Each virtue lies between two unnatural passions. Moral judgment lies between craftiness and thoughtlessness; self-restraint, between obduracy and licentiousness; courage, between overbearingness and cowardice; justice between over-frugality and greed.
Unlike bodily virtues, spiritual virtues require a much more than simple adoption and consistency.
Without discernment, our courage could turn into overbearingness or, at the other end of the spectrum, cowardice. Moral judgment could shift into pride, control, and contempt for others. Self restraint can shift into rigidity. The practice of virtues, then, requires spiritual knowledge and discernment.
St. Peter poses an even harder question: what good are the virtues if they do not lead to salvation? He compares such sterile virtues to plants that bear no fruit.
How do we attain spiritual knowledge? St. Peter reminds us that only God possesses perfect knowledge and, therefore, it is only through his grace that we can recognize and cultivate virtue. He asks for humility in accepting that our understanding is limited to what we have, personally, experienced.
But if someone claims that, simply by hearing about these things, he knows them as he should, he is a liar. Man’s intellect can never rise to heaven without God as a guide; and it cannot speak of what it has not seen, but must first ascend and see it
Without the humility of relying on God’s help and understanding our limitations, our intellect is clouded and deluded, unable to distinguish the difference between truth and falsehood, word and action.
What, then, shall we say of those who are enslaved to the passions, and yet think they have a clear conscience?
What prevents us from acquiring true spiritual knowledge and attain salvation through virtues? Quoting St. Mark, the Ascetic, St. Peter quotes 3 obstacles — “‘the three giants of the demonic Philistines’: ignorance, forgetfulness, and laziness.”
These three giants are. the vices already mentioned: ignorance, the source of all evils; forgetfulness, its close relation and helper; and laziness, which weaves the dark shroud enveloping the soul in murk. This third vice supports and strengthens the other two, consolidating them so that evil becomes deep-rooted and persistent in the negligent soul. Laziness, forgetfulness and ignorance in their turn support and strengthen the other passions. St. Mark
With our souls enveloped “in murk,” we descend into delusion, refusing to acknowledge what we do not know. St. Peter quotes St. Maximos and John Chrysostom here.

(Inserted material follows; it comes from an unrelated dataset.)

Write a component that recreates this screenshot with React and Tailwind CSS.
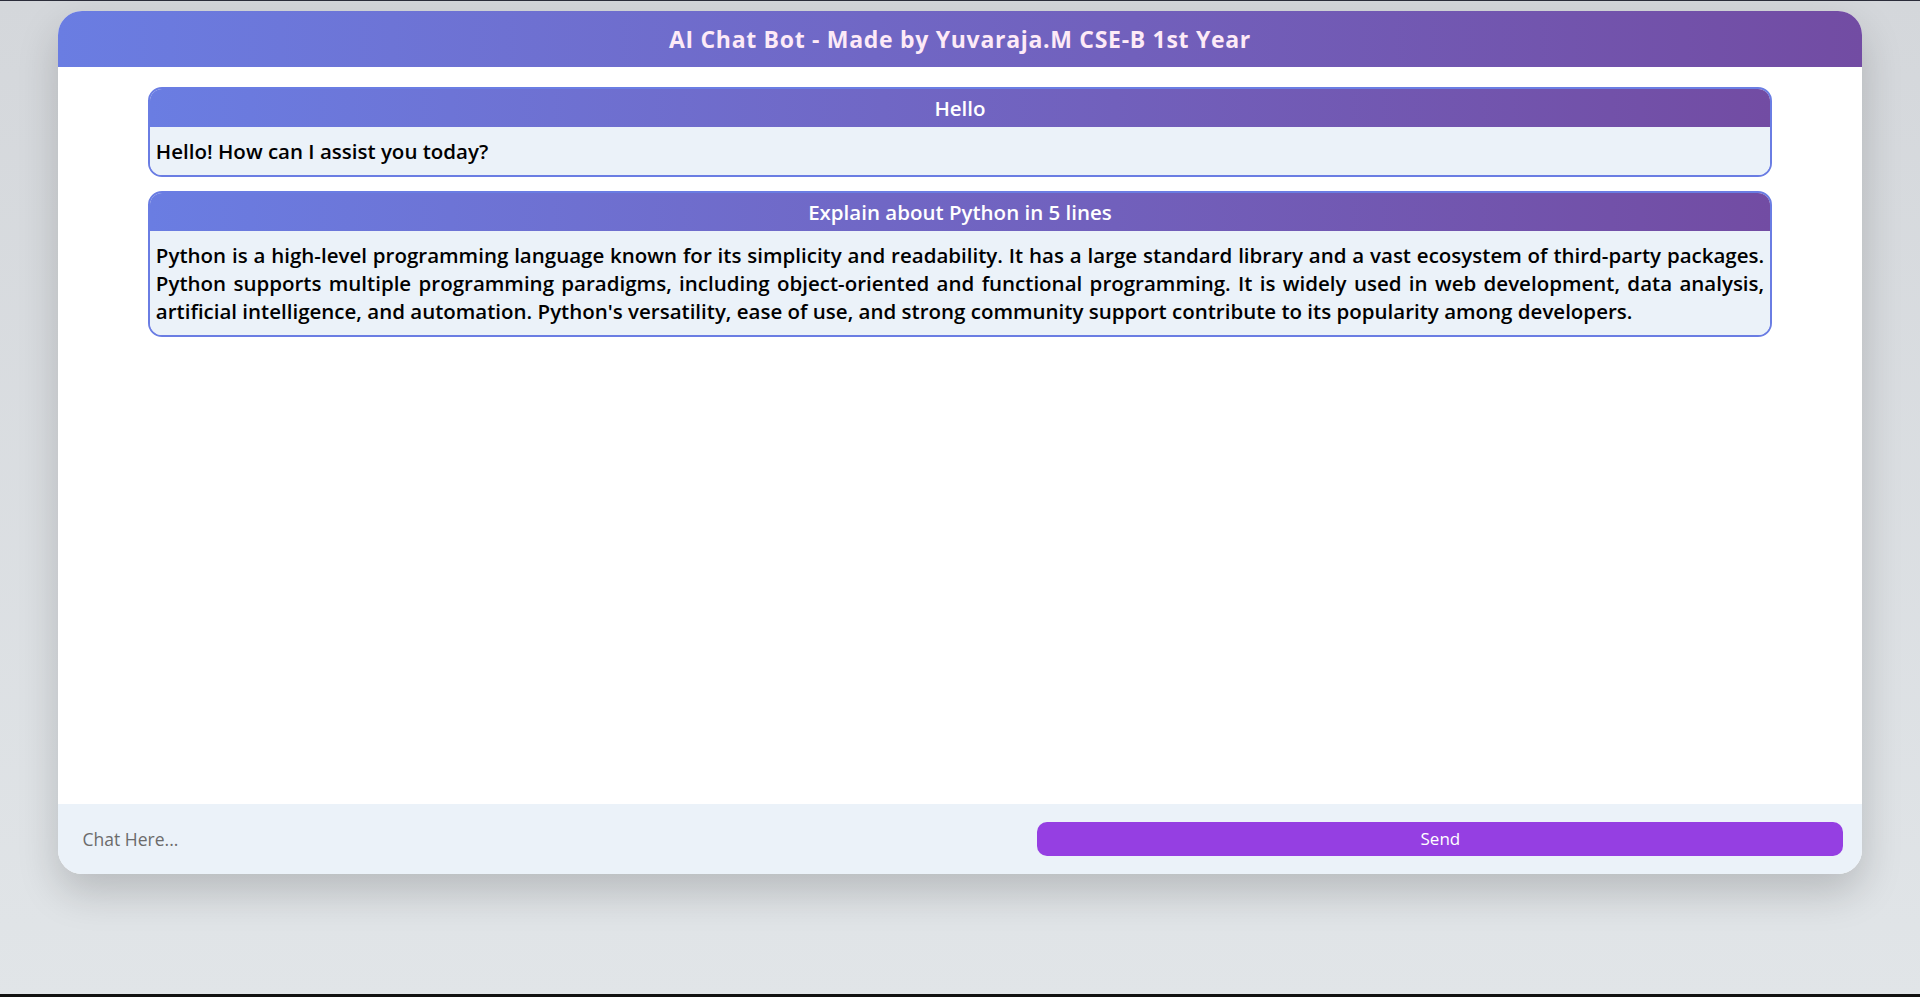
import { useState } from 'react';

const messages = [
  { question: 'Hello', answer: 'Hello! How can I assist you today?' },
  {
    question: 'Explain about Python in 5 lines',
    answer:
      "Python is a high-level programming language known for its simplicity and readability. It has a large standard library and a vast ecosystem of third-party packages. Python supports multiple programming paradigms, including object-oriented and functional programming. It is widely used in web development, data analysis, artificial intelligence, and automation. Python's versatility, ease of use, and strong community support contribute to its popularity among developers.",
  },
];

function MessageCard({ question, answer }) {
  return (
    <div className="w-[90%] overflow-hidden rounded-[14px] border-2 border-[#6a7de3]">
      <div className="flex h-[38px] items-center justify-center bg-gradient-to-r from-[#6a7de2] to-[#724ca3] text-[20.5px] font-semibold text-white [font-family:'Open_Sans',sans-serif]">
        {question}
      </div>
      <div className="bg-[#ebf2f9] px-[6px] py-[10px] text-justify text-[20.5px] leading-[28px] font-semibold text-black [font-family:'Open_Sans',sans-serif]">
        {answer}
      </div>
    </div>
  );
}

export default function App() {
  const [text, setText] = useState('');

  return (
    <div className="flex h-[997px] flex-col border-t border-[#2b2d3a] bg-gradient-to-b from-[#d4d7db] to-[#e1e5e8]">
      <div className="flex-1 pt-[10px]">
        <div className="mx-auto flex h-[863px] w-[94%] flex-col overflow-hidden rounded-[24px] bg-white shadow-[0_18px_40px_rgba(0,0,0,0.18)]">
          <header className="flex h-[56px] shrink-0 items-center justify-center bg-gradient-to-r from-[#6a7de2] to-[#724ca3]">
            <h1 className="text-[23px] font-bold tracking-[0.7px] text-[#fdeaf7] [font-family:'Open_Sans',sans-serif]">
              AI Chat Bot - Made by Yuvaraja.M CSE-B 1st Year
            </h1>
          </header>

          <main className="flex flex-1 flex-col items-center gap-[14px] pt-[20px]">
            {messages.map((m, i) => (
              <MessageCard key={i} question={m.question} answer={m.answer} />
            ))}
          </main>

          <form
            onSubmit={(e) => {
              e.preventDefault();
              setText('');
            }}
            className="flex h-[70px] shrink-0 items-center bg-[#ebf2f9] pr-[19px]"
          >
            <input
              value={text}
              onChange={(e) => setText(e.target.value)}
              placeholder="Chat Here..."
              className="h-full flex-1 bg-transparent pl-[25px] text-[17.5px] text-[#333] outline-none placeholder:text-[#6b6b6b] [font-family:'Open_Sans',sans-serif]"
            />
            <button
              type="submit"
              className="h-[34px] w-[806px] rounded-[10px] bg-[#953fe2] text-[17px] font-medium text-white [font-family:'Open_Sans',sans-serif]"
            >
              Send
            </button>
          </form>
        </div>
      </div>
      <div className="h-[3px] bg-[#111]" />
    </div>
  );
}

As St Maximos has said, ‘To think that one knows prevents one from advancing in knowledge.‘1 St John Chrysostom points out that there is an ignorance which is praiseworthy: it consists in knowing consciously that one know nothing.”
We eventually fall into a state of profound disconnect, believing the stories we weave about ourselves and yet realizing deep inside that our actions contradict them. Our virtues will never bear fruit or help us advance spiritually. Even worse, we will live inauthentic lives, pressured to maintain a façade of lies.

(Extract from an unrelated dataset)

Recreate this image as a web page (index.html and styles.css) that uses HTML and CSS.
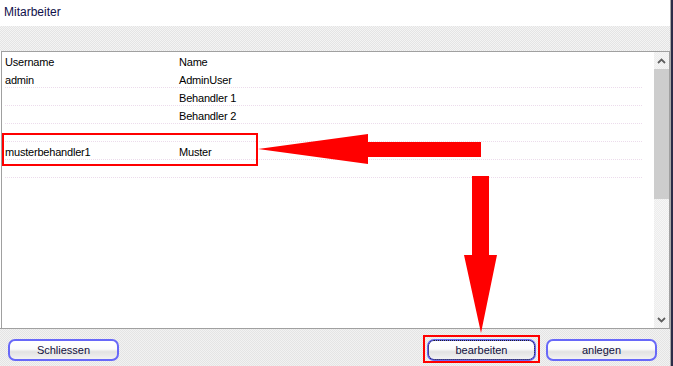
FILE: index.html
```html
<!DOCTYPE html>
<html lang="de">
<head>
  <meta charset="UTF-8">
  <title>Mitarbeiter</title>
  <link rel="stylesheet" href="styles.css">
</head>
<body>
  <div id="window">
    <div class="title">Mitarbeiter</div>
    <div class="toolbar"></div>

    <div class="panel">
      <div class="list">
        <div class="row head"><span>Username</span><span>Name</span></div>
        <div class="row"><span>admin</span><span>AdminUser</span></div>
        <div class="row"><span></span><span>Behandler 1</span></div>
        <div class="row"><span></span><span>Behandler 2</span></div>
        <div class="row"><span></span><span></span></div>
        <div class="row"><span>musterbehandler1</span><span>Muster</span></div>
        <div class="row"><span></span><span></span></div>
      </div>
      <div class="scrollbar">
        <div class="sb-btn">
          <svg width="9" height="6" viewBox="0 0 9 6"><path d="M1 5 L4.5 1.5 L8 5" fill="none" stroke="#606060" stroke-width="1.8"/></svg>
        </div>
        <div class="sb-thumb"></div>
        <div class="sb-track"></div>
        <div class="sb-btn">
          <svg width="9" height="6" viewBox="0 0 9 6"><path d="M1 1 L4.5 4.5 L8 1" fill="none" stroke="#606060" stroke-width="1.8"/></svg>
        </div>
      </div>
    </div>

    <div class="footer">
      <button class="btn">Schliessen</button>
      <div class="spacer"></div>
      <button class="btn focused">bearbeiten</button>
      <button class="btn">anlegen</button>
    </div>

    <!-- annotations drawn over the dialog -->
    <svg class="marks" width="673" height="366" viewBox="0 0 673 366">
      <rect x="3" y="134" width="254" height="31" fill="none" stroke="#ff0000" stroke-width="2"/>
      <rect x="424" y="336" width="115" height="26" fill="none" stroke="#ff0000" stroke-width="2"/>
      <polygon points="258,149 368,134 368,142 481,142 481,157 368,157 368,164" fill="#ff0000"/>
      <polygon points="472,176 489,176 489,255 497,255 481,333 464,255 472,255" fill="#ff0000"/>
    </svg>
  </div>
</body>
</html>
```

FILE: styles.css
```css
body {
  margin: 0;
  background-color: #2c2c48;
  font-family: "Liberation Sans", Arial, sans-serif;
  color: #000000;
}

#window {
  position: relative;
  width: 670px;
  height: 366px;
  display: flex;
  flex-direction: column;
  background-color: #ffffff;
  border-right: 1px solid #a8a8a8;
}

.title {
  height: 26px;
  box-sizing: border-box;
  padding: 5px 0 0 4px;
  font-size: 12px;
  color: #10104a;
  background-color: #ffffff;
}

.toolbar {
  height: 25px;
  background: repeating-conic-gradient(#e4e4e4 0 25%, #f4f4f4 0 50%) 0 0 / 2px 2px;
}

.panel {
  height: 277px;
  box-sizing: border-box;
  margin-left: 1px;
  border: 1px solid #a0a0a0;
  border-bottom: none;
  display: flex;
  background-color: #ffffff;
}

.list {
  flex: 1;
  padding: 0 12px 0 3px;
  font-size: 11px;
  letter-spacing: -0.2px;
}

.row {
  display: grid;
  grid-template-columns: 174px 1fr;
  height: 18px;
  box-sizing: border-box;
  padding-top: 2px;
  align-items: center;
  border-bottom: 1px dotted #ecdcec;
}

.row.head {
  border-bottom: none;
}

.scrollbar {
  width: 15px;
  display: flex;
  flex-direction: column;
  background: repeating-conic-gradient(#ececec 0 25%, #f6f6f6 0 50%) 0 0 / 2px 2px;
}

.sb-btn {
  height: 17px;
  display: flex;
  align-items: center;
  justify-content: center;
}

.sb-thumb {
  height: 130px;
  background-color: #cdcdcd;
}

.sb-track {
  flex: 1;
}

.footer {
  flex: 1;
  display: flex;
  align-items: flex-start;
  gap: 10px;
  padding: 10px 13px 0 8px;
  border-top: 1px solid #a0a0a0;
  background: repeating-conic-gradient(#e4e4e4 0 25%, #f2f2f2 0 50%) 0 0 / 2px 2px;
}

.spacer {
  flex: 1;
}

.btn {
  width: 111px;
  height: 22px;
  border: 2px solid #6868f8;
  border-radius: 7px;
  background: linear-gradient(#ffffff, #fbfbfb 45%, #e2e2e2 60%, #f2f2f2);
  font-family: "Liberation Sans", Arial, sans-serif;
  font-size: 11px;
  color: #101040;
  padding: 0;
}

.btn.focused {
  width: 109px;
  outline: 1px dotted #202020;
  outline-offset: -2px;
}

.marks {
  position: absolute;
  left: 0;
  top: 0;
  pointer-events: none;
}
```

Because of our great insensitivity most of us think that we are something while in fact we are nothing (cf. Gal. 6 : 3): as St Paul says, ‘When they are talking about peace . . . calamity falls on them'( 1 Thess. 5 : 3). For they did not in fact possess peace but, as St John Chrysostom explains, only talked about it, thinking in their great insensitivity that they did possess it.
To combat such spiritual death, St. Mark advises continuous remembrance of God and gratitude. St. Peter adds inner stillness. We cannot preserve our intellect in turmoil, destructive thoughts, excessive physical effort, anger, or any other passions. St. Peter calls for simplicity and dispassion:
Blessed above all are those who seek to attain dispassion and spiritual knowledge unlaboriously through their total devotion to God: as God. Himself has said through His prophet, ‘Devote yourselves to stillness and know that I am God’ (Ps. 46 : Io).